## Directive
Answer with a single number: how many lines in the listing below include "that"?

## Data shown
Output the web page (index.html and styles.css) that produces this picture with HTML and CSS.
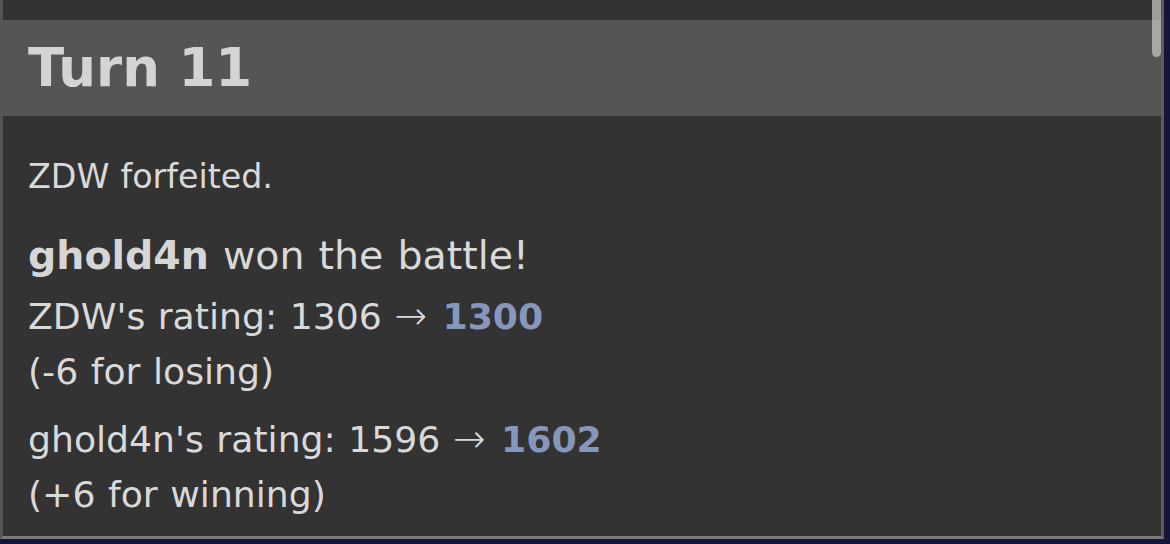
FILE: index.html
```html
<!DOCTYPE html>
<html>
<head>
<meta charset="utf-8">
<link rel="stylesheet" href="styles.css">
</head>
<body>
<div class="log">
  <div class="prev"></div>
  <h2 class="turn">Turn 11</h2>
  <div class="entries">
    <div class="history">ZDW forfeited.</div>
    <div class="won"><strong>ghold4n</strong> won the battle!</div>
    <div class="rating">ZDW's rating: 1306 <span class="arrow">&rarr;</span> <strong class="num">1300</strong><br>(-6 for losing)</div>
    <div class="rating">ghold4n's rating: 1596 <span class="arrow">&rarr;</span> <strong class="num">1602</strong><br>(+6 for winning)</div>
  </div>
  <div class="scrollbar"></div>
</div>
</body>
</html>
```

FILE: styles.css
```css
html, body {
  margin: 0;
  padding: 0;
}
body {
  width: 1170px;
  height: 544px;
  overflow: hidden;
  background: #13153a;
  font-family: "DejaVu Sans", Verdana, sans-serif;
}
.log {
  position: relative;
  box-sizing: border-box;
  width: 1164px;
  height: 539px;
  overflow: hidden;
  background: #333333;
  border-left: 3px solid #555555;
  border-right: 3px solid #5c5c5c;
  border-bottom: 3px solid #7a7a7a;
  color: #d9d9d9;
}
.prev {
  height: 20px;
}
.turn {
  margin: 0;
  height: 96px;
  line-height: 96px;
  padding-left: 25px;
  background: #555555;
  color: #d4d4d4;
  font-size: 53px;
  font-weight: bold;
}
.entries {
  padding: 36px 0 0 25px;
}
.history {
  font-size: 33.3px;
  line-height: 50px;
  word-spacing: 0.5px;
}
.won {
  margin-top: 26px;
  font-size: 39.5px;
  line-height: 55px;
  word-spacing: 1.5px;
}
.won strong {
  color: #d6d6d6;
}
.rating {
  font-size: 36.2px;
  line-height: 55px;
  margin-top: 6px;
  word-spacing: 1px;
}
.rating + .rating {
  margin-top: 13px;
}
.arrow {
  font-weight: 200;
  font-size: 39px;
  line-height: 0;
  margin-right: 3px;
}
.num {
  color: #8797bb;
}
.scrollbar {
  position: absolute;
  top: 0;
  right: 0;
  width: 9px;
  height: 57px;
  border-radius: 0 0 5px 5px;
  background: rgba(200, 200, 200, 0.72);
}
```
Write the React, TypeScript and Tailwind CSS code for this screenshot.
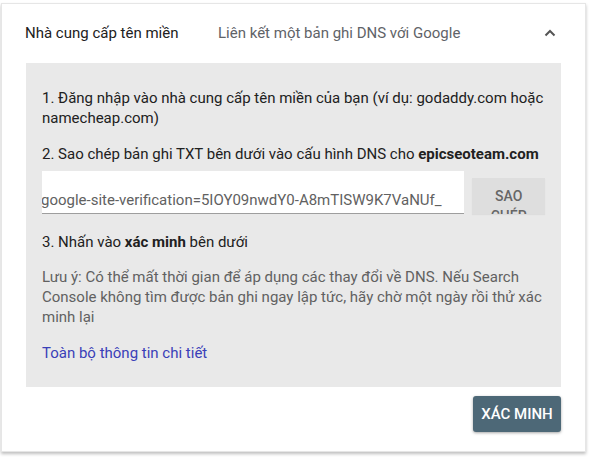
import React from "react";

export default function App() {
  return (
    <div className="w-[597px] h-[457px] bg-white overflow-hidden" style={{ fontFamily: "Roboto, 'Noto Sans', sans-serif" }}>
      <div className="ml-[1px] mt-[3px] w-[585px] h-[449px] bg-white border border-[#e6e6e6] shadow-[0_2px_3px_rgba(0,0,0,0.25)] flex flex-col">
        <div className="h-[59px] flex items-center pl-[23px] pr-[28px] text-[15px]">
          <div className="w-[193px] text-[#212121]">Nhà cung cấp tên miền</div>
          <div className="flex-1 text-[#5f6368]">Liên kết một bản ghi DNS với Google</div>
          <svg width="14" height="10" viewBox="0 0 14 10" className="mt-[-2px]">
            <path d="M2.5 7.5 L7 3 L11.5 7.5" fill="none" stroke="#555" strokeWidth="2" />
          </svg>
        </div>
        <div className="mx-[24px] bg-[#e9e9e9] pt-[25px] pb-[24px] pl-[16px] pr-[16px] text-[15px] leading-[20px] text-[#212121]">
          <p>1. Đăng nhập vào nhà cung cấp tên miền của bạn (ví dụ: godaddy.com hoặc namecheap.com)</p>
          <p className="mt-[16px]">
            2. Sao chép bản ghi TXT bên dưới vào cấu hình DNS cho <b className="font-bold">epicseoteam.com</b>
          </p>
          <div className="mt-[7px] flex items-start">
            <div className="w-[424px] h-[43px] bg-white border-b border-[#9e9e9e] flex items-end pb-[3px] overflow-hidden">
              <span className="whitespace-nowrap text-[#616161] text-[15px] -ml-[1px]">google-site-verification=5IOY09nwdY0-A8mTISW9K7VaNUf_</span>
            </div>
            <div className="ml-[8px] mt-[7px] w-[73px] h-[36px] bg-[#dedede] overflow-hidden shadow-[0_1px_1px_rgba(0,0,0,0.05)]">
              <div className="text-center text-[14px] font-medium text-[#666666] leading-[20px] pt-[8px] px-[10px]">SAO CHÉP</div>
            </div>
          </div>
          <p className="mt-[18px]">
            3. Nhấn vào <b className="font-bold">xác minh</b> bên dưới
          </p>
          <p className="mt-[15px] text-[#616161]">
            Lưu ý: Có thể mất thời gian để áp dụng các thay đổi về DNS. Nếu Search Console không tìm được bản ghi ngay lập tức, hãy chờ một ngày rồi thử xác minh lại
          </p>
          <p className="mt-[16px] text-[#3a40b8]">Toàn bộ thông tin chi tiết</p>
        </div>
        <div className="flex justify-end pr-[24px] mt-[9px]">
          <button className="w-[88px] h-[36px] bg-[#4d6877] text-white text-[15px] font-medium rounded-[3px] shadow-[0_1px_3px_rgba(0,0,0,0.35)]">
            XÁC MINH
          </button>
        </div>
      </div>
    </div>
  );
}
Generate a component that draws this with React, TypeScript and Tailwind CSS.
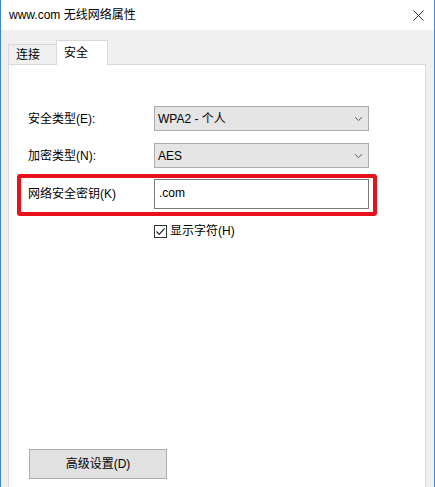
import { useState } from "react"

function Chevron() {
  return (
    <svg width="9" height="6" viewBox="0 0 9 6" className="shrink-0">
      <path d="M1 1.2 L4.5 4.6 L8 1.2" fill="none" stroke="#5f5f5f" strokeWidth="1" />
    </svg>
  )
}

function Select({ value }: { value: string }) {
  return (
    <div className="w-[215px] h-[25px] bg-[#e5e5e5] border border-[#acacac] flex items-center justify-between pl-[3px] pr-[5px]">
      <span className="leading-[14px]">{value}</span>
      <Chevron />
    </div>
  )
}

export default function App() {
  const [showChars, setShowChars] = useState(true)

  return (
    <div className="w-[435px] h-[487px] overflow-hidden flex flex-col bg-[#f0f0f0] border-x border-[#3b8ad6] text-[12px] text-black [font-family:'Liberation_Sans','Noto_Sans_CJK_SC',sans-serif]">
      {/* title bar */}
      <div className="h-[30px] shrink-0 bg-white flex items-center justify-between pl-[8px] pr-[10px]">
        <span className="leading-[14px]">www.com 无线网络属性</span>
        <svg width="11" height="11" viewBox="0 0 11 11">
          <path d="M0.5 0.5 L10.5 10.5 M10.5 0.5 L0.5 10.5" stroke="#333" strokeWidth="1" />
        </svg>
      </div>

      {/* tabs */}
      <div className="pt-[10px] pl-[7px] flex items-end shrink-0">
        <div className="w-[48px] h-[20px] border border-r-0 border-b-0 border-[#d9d9d9] flex items-center pl-[7px]">
          <span className="leading-[14px]">连接</span>
        </div>
        <div className="relative z-10 -mb-px w-[52px] h-[25px] bg-white border border-b-0 border-[#d9d9d9] pl-[7px] pt-[3px]">
          <span className="leading-[14px]">安全</span>
        </div>
      </div>

      {/* panel */}
      <div className="ml-[7px] mr-[8px] flex-1 bg-white border border-b-0 border-[#d9d9d9] flex flex-col pt-[41px] pl-[19px]">
        <div className="flex items-center">
          <span className="w-[126px] leading-[14px]">安全类型(E):</span>
          <Select value="WPA2 - 个人" />
        </div>
        <div className="flex items-center mt-[12px]">
          <span className="w-[126px] leading-[14px]">加密类型(N):</span>
          <Select value="AES" />
        </div>

        <div className="relative flex items-center mt-[11px] self-start">
          <span className="w-[126px] leading-[14px]">网络安全密钥(K)</span>
          <div className="w-[215px] h-[30px] border border-[#7a7a7a] bg-white flex items-center pl-[4px] pb-[3px]">
            <span className="leading-[14px]">.com</span>
          </div>
          <div className="absolute -top-[5px] -bottom-[7px] -left-[11px] -right-[8px] border-4 border-[#e8101a] rounded-[3px]" />
        </div>

        <label className="flex items-center gap-[3px] mt-[15px] pl-[126px] cursor-default">
          <span
            className="w-[13px] h-[13px] border border-[#333] bg-white flex items-center justify-center"
            onClick={() => setShowChars(!showChars)}
          >
            {showChars && (
              <svg width="11" height="11" viewBox="0 0 11 11">
                <path d="M1.5 5.5 L4.2 8.3 L9.6 2.4" fill="none" stroke="#222" strokeWidth="1.2" />
              </svg>
            )}
          </span>
          <span className="leading-[14px]">显示字符(H)</span>
        </label>

        <button className="mt-auto mb-[8px] ml-[1px] w-[138px] h-[30px] bg-[#e1e1e1] border border-[#adadad] leading-[14px]">
          高级设置(D)
        </button>
      </div>
    </div>
  )
}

## Solution to this problem
2